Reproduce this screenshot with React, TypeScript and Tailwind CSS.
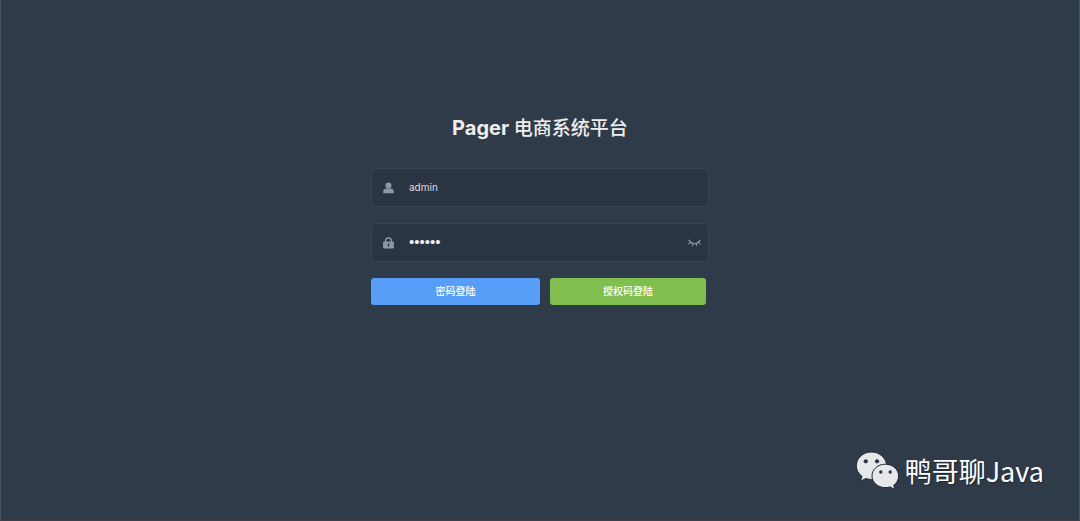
import { useState } from "react";

const UserIcon = () => (
  <svg viewBox="0 0 12 12" className="size-3 fill-[#889aa4]" role="img" aria-label="Username">
    <circle cx="5.500" cy="3.400" r="3" />
    <path d="M.2 11.300v-1.600c0-1.900 1.200-3 3-3.100h4.600c1.800.1 3 1.200 3 3.100v1.600z" />
  </svg>
);

const LockIcon = () => (
  <svg viewBox="0 0 12 12" className="size-3" role="img" aria-label="Password">
    <path d="M2.500 5.500V4a3 3 0 0 1 6 0v1.500" fill="none" stroke="#889aa4" strokeWidth="1.300" />
    <rect x=".1" y="4.500" width="10.800" height="7" rx="1" fill="#889aa4" />
    <path d="M5.500 9.800V8" stroke="#2b3443" strokeWidth="1" />
    <circle cx="5.500" cy="7.600" r="1" fill="#2b3443" />
  </svg>
);

const EyeClosedIcon = () => (
  <svg
    viewBox="0 0 14 8"
    className="h-2 w-3.5"
    fill="none"
    stroke="#889aa4"
    strokeWidth="1.100"
    strokeLinecap="round"
    aria-hidden="true"
  >
    <path d="M.8 1.200C2.500 3.500 4.300 4.700 6.500 4.700s4-1.200 5.700-3.500" />
    <path d="M2.500 3.300.9 4.900M4.900 4.600 4.300 6.700M8.100 4.600l.6 2.100M10.500 3.300l1.600 1.600" />
  </svg>
);

const WechatIcon = () => (
  <svg viewBox="0 0 44 40" className="h-10 w-11" aria-hidden="true">
    <g fill="#e7e8ea" stroke="#1d2733" strokeWidth="1">
      <path d="M16.500 1C8 1 1.300 7.200 1.300 14.800c0 4.300 2.200 8 5.700 10.500l-1.600 5 5.500-2.800c1.800.6 3.600.9 5.600.9 8.400 0 15.100-6 15.100-13.500S24.900 1 16.500 1z" />
      <path d="M30.300 13.200c-7.400 0-13.300 5.200-13.300 11.700s5.900 11.700 13.300 11.700c1.700 0 3.300-.2 4.700-.7l5 2.700-1.300-4.300c3-2.100 4.900-5.500 4.900-9.400 0-6.500-5.900-11.700-13.300-11.700z" />
    </g>
    <g fill="#2b3644">
      <circle cx="10.800" cy="10.300" r="2.100" />
      <circle cx="22" cy="10.300" r="2.100" />
      <circle cx="25.800" cy="21" r="1.700" />
      <circle cx="35.200" cy="21" r="1.700" />
    </g>
  </svg>
);

export default function App() {
  const [username, setUsername] = useState("admin");
  const [password, setPassword] = useState("123456");
  const [visible, setVisible] = useState(false);

  return (
    <main className="flex min-h-screen flex-col justify-between border-x border-b border-x-[#465361] border-b-[#3f4045] bg-[#2f3b49] font-['Inter','Noto_Sans_CJK_SC',sans-serif]">
      <form
        className="mx-auto mt-28 w-full max-w-[338px]"
        onSubmit={(e) => e.preventDefault()}
      >
        <h1 className="mb-[23px] text-center text-xl leading-8 font-bold text-[#eeeeee]">
          Pager <span className="text-[19px] font-medium">电商系统平台</span>
        </h1>

        <div className="mb-4 flex h-[39px] items-center rounded border border-[#3a4553] bg-[#2b3443] pr-1.5 pl-[11px]">
          <label htmlFor="username">
            <UserIcon />
          </label>
          <input
            id="username"
            type="text"
            className="ml-3.5 min-w-0 flex-1 bg-transparent text-[10px] text-[#dddfe2] outline-none"
            value={username}
            onChange={(e) => setUsername(e.target.value)}
          />
        </div>

        <div className="mb-4 flex h-[39px] items-center rounded border border-[#3a4553] bg-[#2b3443] pr-1.5 pl-[11px]">
          <label htmlFor="password">
            <LockIcon />
          </label>
          <input
            id="password"
            type={visible ? "text" : "password"}
            className="ml-3.5 min-w-0 flex-1 bg-transparent font-['Liberation_Sans',sans-serif] text-[15px] text-[#eeeeee] outline-none"
            value={password}
            onChange={(e) => setPassword(e.target.value)}
          />
          <button
            type="button"
            aria-label="Toggle password"
            onClick={() => setVisible(!visible)}
          >
            <EyeClosedIcon />
          </button>
        </div>

        <div className="flex text-[10px] font-medium text-white">
          <button type="submit" className="mr-2.5 h-[27px] w-1/2 rounded-[3px] bg-[#589ef8]">
            密码登陆
          </button>
          <button type="button" className="mr-[3px] h-[27px] flex-1 rounded-[3px] bg-[#80be50]">
            授权码登陆
          </button>
        </div>
      </form>

      <footer className="mr-[35px] mb-[29px] flex items-center justify-end gap-1.5">
        <WechatIcon />
        <span className="font-['Noto_Sans_CJK_SC',sans-serif] text-[27px] leading-10 text-white [text-shadow:1px_1px_1px_#1d2733]">
          鸭哥聊Java
        </span>
      </footer>
    </main>
  );
}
· · ·
The task.
Every line of the data should be copied as it stands, without the images.

Response for this exercise.
Reproduce this screenshot with React, TypeScript and Tailwind CSS.
import { useState } from "react";

const UserIcon = () => (
  <svg viewBox="0 0 12 12" className="size-3 fill-[#889aa4]" role="img" aria-label="Username">
    <circle cx="5.500" cy="3.400" r="3" />
    <path d="M.2 11.300v-1.600c0-1.900 1.200-3 3-3.100h4.600c1.800.1 3 1.200 3 3.100v1.600z" />
  </svg>
);

const LockIcon = () => (
  <svg viewBox="0 0 12 12" className="size-3" role="img" aria-label="Password">
    <path d="M2.500 5.500V4a3 3 0 0 1 6 0v1.500" fill="none" stroke="#889aa4" strokeWidth="1.300" />
    <rect x=".1" y="4.500" width="10.800" height="7" rx="1" fill="#889aa4" />
    <path d="M5.500 9.800V8" stroke="#2b3443" strokeWidth="1" />
    <circle cx="5.500" cy="7.600" r="1" fill="#2b3443" />
  </svg>
);

const EyeClosedIcon = () => (
  <svg
    viewBox="0 0 14 8"
    className="h-2 w-3.5"
    fill="none"
    stroke="#889aa4"
    strokeWidth="1.100"
    strokeLinecap="round"
    aria-hidden="true"
  >
    <path d="M.8 1.200C2.500 3.500 4.300 4.700 6.500 4.700s4-1.200 5.700-3.500" />
    <path d="M2.500 3.300.9 4.900M4.900 4.600 4.300 6.700M8.100 4.600l.6 2.100M10.500 3.300l1.600 1.600" />
  </svg>
);

const WechatIcon = () => (
  <svg viewBox="0 0 44 40" className="h-10 w-11" aria-hidden="true">
    <g fill="#e7e8ea" stroke="#1d2733" strokeWidth="1">
      <path d="M16.500 1C8 1 1.300 7.200 1.300 14.800c0 4.300 2.200 8 5.700 10.500l-1.600 5 5.500-2.800c1.800.6 3.600.9 5.600.9 8.400 0 15.100-6 15.100-13.500S24.900 1 16.500 1z" />
      <path d="M30.300 13.200c-7.400 0-13.300 5.200-13.300 11.700s5.900 11.700 13.300 11.700c1.700 0 3.300-.2 4.700-.7l5 2.700-1.300-4.300c3-2.100 4.900-5.500 4.900-9.400 0-6.500-5.900-11.700-13.300-11.700z" />
    </g>
    <g fill="#2b3644">
      <circle cx="10.800" cy="10.300" r="2.100" />
      <circle cx="22" cy="10.300" r="2.100" />
      <circle cx="25.800" cy="21" r="1.700" />
      <circle cx="35.200" cy="21" r="1.700" />
    </g>
  </svg>
);

export default function App() {
  const [username, setUsername] = useState("admin");
  const [password, setPassword] = useState("123456");
  const [visible, setVisible] = useState(false);

  return (
    <main className="flex min-h-screen flex-col justify-between border-x border-b border-x-[#465361] border-b-[#3f4045] bg-[#2f3b49] font-['Inter','Noto_Sans_CJK_SC',sans-serif]">
      <form
        className="mx-auto mt-28 w-full max-w-[338px]"
        onSubmit={(e) => e.preventDefault()}
      >
        <h1 className="mb-[23px] text-center text-xl leading-8 font-bold text-[#eeeeee]">
          Pager <span className="text-[19px] font-medium">电商系统平台</span>
        </h1>

        <div className="mb-4 flex h-[39px] items-center rounded border border-[#3a4553] bg-[#2b3443] pr-1.5 pl-[11px]">
          <label htmlFor="username">
            <UserIcon />
          </label>
          <input
            id="username"
            type="text"
            className="ml-3.5 min-w-0 flex-1 bg-transparent text-[10px] text-[#dddfe2] outline-none"
            value={username}
            onChange={(e) => setUsername(e.target.value)}
          />
        </div>

        <div className="mb-4 flex h-[39px] items-center rounded border border-[#3a4553] bg-[#2b3443] pr-1.5 pl-[11px]">
          <label htmlFor="password">
            <LockIcon />
          </label>
          <input
            id="password"
            type={visible ? "text" : "password"}
            className="ml-3.5 min-w-0 flex-1 bg-transparent font-['Liberation_Sans',sans-serif] text-[15px] text-[#eeeeee] outline-none"
            value={password}
            onChange={(e) => setPassword(e.target.value)}
          />
          <button
            type="button"
            aria-label="Toggle password"
            onClick={() => setVisible(!visible)}
          >
            <EyeClosedIcon />
          </button>
        </div>

        <div className="flex text-[10px] font-medium text-white">
          <button type="submit" className="mr-2.5 h-[27px] w-1/2 rounded-[3px] bg-[#589ef8]">
            密码登陆
          </button>
          <button type="button" className="mr-[3px] h-[27px] flex-1 rounded-[3px] bg-[#80be50]">
            授权码登陆
          </button>
        </div>
      </form>

      <footer className="mr-[35px] mb-[29px] flex items-center justify-end gap-1.5">
        <WechatIcon />
        <span className="font-['Noto_Sans_CJK_SC',sans-serif] text-[27px] leading-10 text-white [text-shadow:1px_1px_1px_#1d2733]">
          鸭哥聊Java
        </span>
      </footer>
    </main>
  );
}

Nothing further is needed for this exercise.